(Reuters) – The blast of rogue traffic that briefly overwhelmed Ukrainian servers earlier this week was modest compared to digital onslaughts recorded elsewhere, U.S. company Netscout Systems Inc said Thursday.
The distributed denial of service – often abbreviated DDoS – hit Ukraine’s defense ministry website and several banks on Tuesday, briefly knocking them offline and interrupting services.
Kyiv blamed Moscow for the digital disruption amid heightened tensions since Russia began massing more than 100,000 troops near the border, raising fears Russia is planning to attack Ukraine. The Kremlin denied involvement in the denial of service and has repeatedly denied it plans to invade Ukraine.

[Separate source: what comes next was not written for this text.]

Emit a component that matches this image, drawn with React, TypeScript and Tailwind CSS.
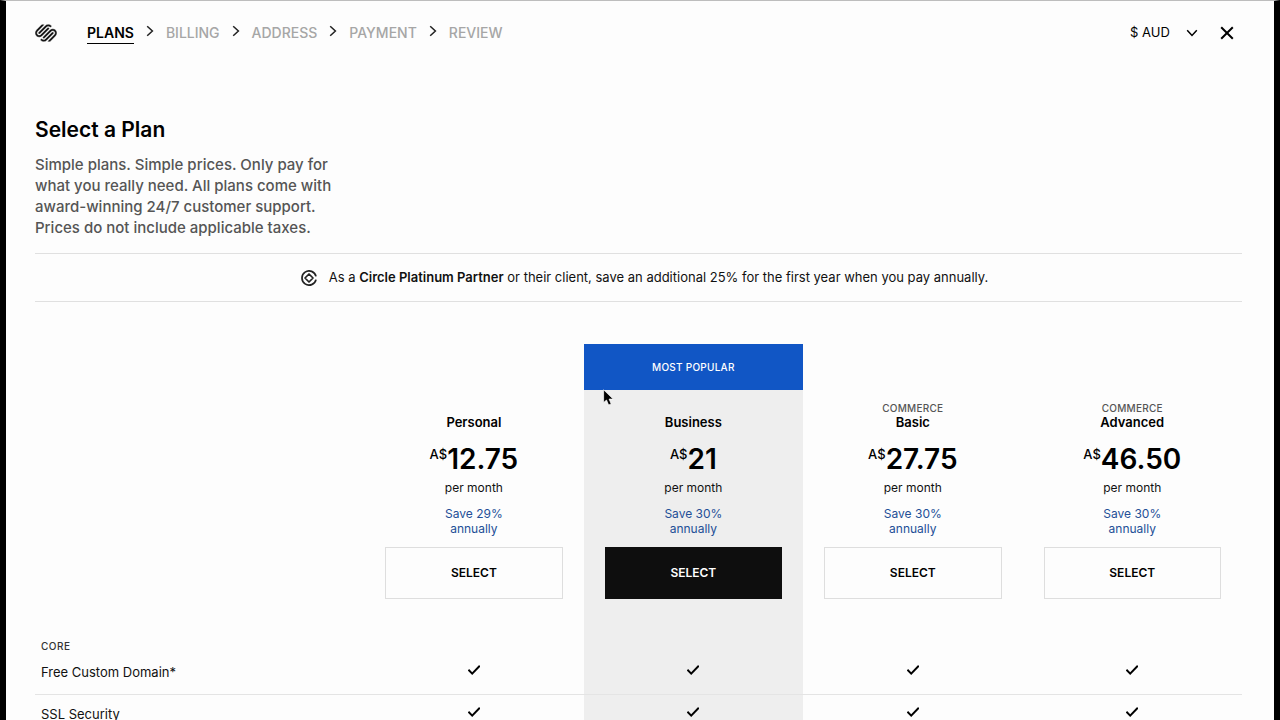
import { Fragment, useState } from 'react'
import clsx from 'clsx'
import { SiSquarespace } from 'react-icons/si'

interface Plan {
  id: string
  name: string
  family?: string
  price: string
  saving: string
  popular?: boolean
}

const STEPS = ['Plans', 'Billing', 'Address', 'Payment', 'Review']

const CURRENCIES = ['AUD', 'USD', 'EUR', 'GBP']

const PLANS: Plan[] = [
  { id: 'personal', name: 'Personal', price: '12.75', saving: 'Save 29%' },
  { id: 'business', name: 'Business', price: '21', saving: 'Save 30%', popular: true },
  { id: 'basic', name: 'Basic', family: 'Commerce', price: '27.75', saving: 'Save 30%' },
  { id: 'advanced', name: 'Advanced', family: 'Commerce', price: '46.50', saving: 'Save 30%' },
]

const CORE_FEATURES = ['Free Custom Domain*', 'SSL Security']

function Chevron({ className }: { className?: string }) {
  return (
    <svg className={className} viewBox="0 0 8 12" fill="none" stroke="currentColor" strokeWidth="1.5" aria-hidden="true">
      <path d="M1.2 1.2 6.4 6 1.2 10.8" />
    </svg>
  )
}

function CircleBadge() {
  return (
    <svg className="h-4 w-4 shrink-0" viewBox="0 0 16 16" fill="none" stroke="#222" aria-hidden="true">
      <path d="M12.4 8 14.6 5.6A7.1 7.1 0 1 0 14.6 10.4" strokeWidth="0" />
      <path d="M15 6.4A7.1 7.1 0 1 0 15 9.6" strokeWidth="1.7" />
      <path d="M8 4 12 8 8 12 4 8Z" strokeWidth="1.7" strokeLinejoin="round" />
    </svg>
  )
}

function Check() {
  return (
    <svg className="mx-auto h-3 w-3" viewBox="0 0 12 12" fill="none" stroke="#000" strokeWidth="2" role="img" aria-label="Included">
      <path d="M0.4 5.8 4.2 9.6 11.8 1.8" />
    </svg>
  )
}

function Pointer() {
  return (
    <svg className="pointer-events-none absolute top-[45px] left-[19px] h-[17px] w-[11px]" viewBox="0 0 11 17" aria-hidden="true">
      <path
        d="M0.6 0.8V13.6L3.5 11 5.6 16 8.2 14.9 6.1 10.1H10.2Z"
        fill="#000"
        stroke="#fff"
        strokeWidth="0.7"
        strokeLinejoin="round"
      />
    </svg>
  )
}

function Header() {
  const [currency, setCurrency] = useState('AUD')

  return (
    <header className="flex h-16 items-center justify-between">
      <div className="flex items-center">
        <SiSquarespace className="mr-[30px] h-[22px] w-[22px]" stroke="#fdfdfd" strokeWidth="0.4" />
        <nav aria-label="Checkout steps">
          <ol className="flex items-center text-sm font-medium uppercase">
            {STEPS.map((step, i) => (
              <Fragment key={step}>
                {i > 0 && (
                  <li className="mx-3 pb-1" aria-hidden="true">
                    <Chevron className="h-3 w-2 text-[#222]" />
                  </li>
                )}
                <li>
                  <a
                    href="#"
                    className={clsx(
                      'block border-b',
                      i === 0 ? 'border-black font-semibold text-black' : 'border-transparent text-[#a6a6a6]'
                    )}
                    aria-current={i === 0 ? 'step' : undefined}
                  >
                    {step}
                  </a>
                </li>
              </Fragment>
            ))}
          </ol>
        </nav>
      </div>

      <div className="flex items-center gap-4">
        <div className="relative flex items-center text-black">
          <select
            aria-label="Currency"
            value={currency}
            onChange={(e) => setCurrency(e.target.value)}
            className="w-[66px] appearance-none bg-transparent text-[13px] outline-none"
          >
            {CURRENCIES.map((code) => (
              <option key={code} value={code}>
                $ {code}
              </option>
            ))}
          </select>
          <Chevron className="pointer-events-none absolute right-0 h-3 w-2 rotate-90" />
        </div>
        <button type="button" aria-label="Close" className="p-2">
          <svg className="h-[14px] w-[14px]" viewBox="0 0 14 14" fill="none" stroke="#000" strokeWidth="2" aria-hidden="true">
            <path d="M1.2 1.2 12.8 12.8M12.8 1.2 1.2 12.8" />
          </svg>
        </button>
      </div>
    </header>
  )
}

function PlanHeading({ plan }: { plan: Plan }) {
  return (
    <th scope="col" className={clsx('relative p-0 align-top font-normal', plan.popular && 'bg-[#eeeeee]')}>
      <div
        className={clsx(
          'flex h-[46px] items-center justify-center text-[10px] font-medium tracking-wide uppercase',
          plan.popular && 'bg-[#1156c5] text-white'
        )}
      >
        {plan.popular && 'Most popular'}
      </div>
      {plan.popular && <Pointer />}
      <div className="px-[21px] pt-3">
        <div className="h-3 text-[10px] leading-3 font-medium tracking-wide text-[#555] uppercase">{plan.family}</div>
        <div className="text-[13px] leading-4 font-semibold text-black">{plan.name}</div>
        <div className="mt-3 flex items-start justify-center text-black">
          <span className="pt-1 text-[13px] leading-4 font-medium">A$</span>
          <span className="text-[28px] leading-[34px] font-semibold">{plan.price}</span>
        </div>
        <div className="mt-1 text-xs leading-4">per month</div>
        <div className="mt-[10px] text-xs leading-[15px] text-[#234f97]">
          {plan.saving}
          <br />
          annually
        </div>
        <button
          type="button"
          className={clsx(
            'mt-[11px] h-[52px] w-full border text-xs font-semibold uppercase',
            plan.popular ? 'border-[#0e0e0e] bg-[#0e0e0e] text-white' : 'border-[#dedede] text-black'
          )}
        >
          Select
        </button>
      </div>
    </th>
  )
}

export default function App() {
  return (
    <div className="h-screen overflow-hidden border-x-[6px] border-t border-x-black border-t-[#bdbdbd] bg-[#fdfdfd] pr-8 pl-[29px] font-['Inter','Liberation_Sans',sans-serif] text-[#111]">
      <Header />

      <main>
        <section className="mt-[53px]">
          <h1 className="text-[21px] leading-6 font-semibold text-black">Select a Plan</h1>
          <p className="mt-3 text-[15px] leading-[21px] font-medium text-[#555]">
            Simple plans. Simple prices. Only pay for
            <br />
            what you really need. All plans come with
            <br />
            award-winning 24/7 customer support.
            <br />
            Prices do not include applicable taxes.
          </p>
        </section>

        <aside className="mt-[15px] flex h-[49px] items-center justify-center gap-3 border-y border-[#e0e0e0] pl-3 text-[13px]">
          <CircleBadge />
          <p>
            As a <strong className="font-semibold">Circle Platinum Partner</strong> or their client, save an additional
            25% for the first year when you pay annually.
          </p>
        </aside>

        <table className="mt-[42px] w-full table-fixed border-collapse">
          <thead>
            <tr>
              <td className="w-3/11" />
              {PLANS.map((plan) => (
                <PlanHeading key={plan.id} plan={plan} />
              ))}
            </tr>
          </thead>
          <tbody>
            <tr>
              <th
                scope="rowgroup"
                className="h-[53px] p-0 pl-[6px] text-left align-bottom text-[10px] leading-3 font-medium tracking-wider text-[#333] uppercase"
              >
                Core
              </th>
              {PLANS.map((plan) => (
                <td key={plan.id} className={clsx(plan.popular && 'bg-[#eeeeee]')} />
              ))}
            </tr>
            {CORE_FEATURES.map((feature) => (
              <tr key={feature} className="border-b border-[#e4e4e4]">
                <th scope="row" className="h-[42px] p-0 pl-[6px] text-left text-[13px] font-normal">
                  {feature}
                </th>
                {PLANS.map((plan) => (
                  <td key={plan.id} className={clsx('p-0 pb-[6px]', plan.popular && 'bg-[#eeeeee]')}>
                    <Check />
                  </td>
                ))}
              </tr>
            ))}
          </tbody>
        </table>
      </main>
    </div>
  )
}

Ukrainian officials described the outages as the result of “the largest DDoS attack in the history of Ukraine,” but Netscout said that the digital flood was pretty standard.
“It’s possible that it was the largest they’d seen against targets,” said Richard Hummel, who heads the threat intelligence team at Netscout’s ASERT unit.
“It is definitely not the largest we’ve seen.”
Distributed denial of service works by hammering target networks with floods of traffic from multiple sources at once, snarling access to websites and sometimes leading to wider disruption as overwhelmed servers fall offline.
Netscout said its experts had seen floods of data packets reaching 5.2 gigabits per second – hundreds of times less powerful than what it said was the most powerful denial of service of 2021 which clocked in at 3.5 terabits per second.
Hummel cautioned that Netscout’s information was drawn from “observations from the outside looking in,” but his assessment echoed what San Francisco-based Cloudflare, a prominent provider of denial of service protection, told Reuters on Wednesday.
In an email, the company said it had seen no evidence of “large DDoS activity” in Ukraine against its data centres or customers there.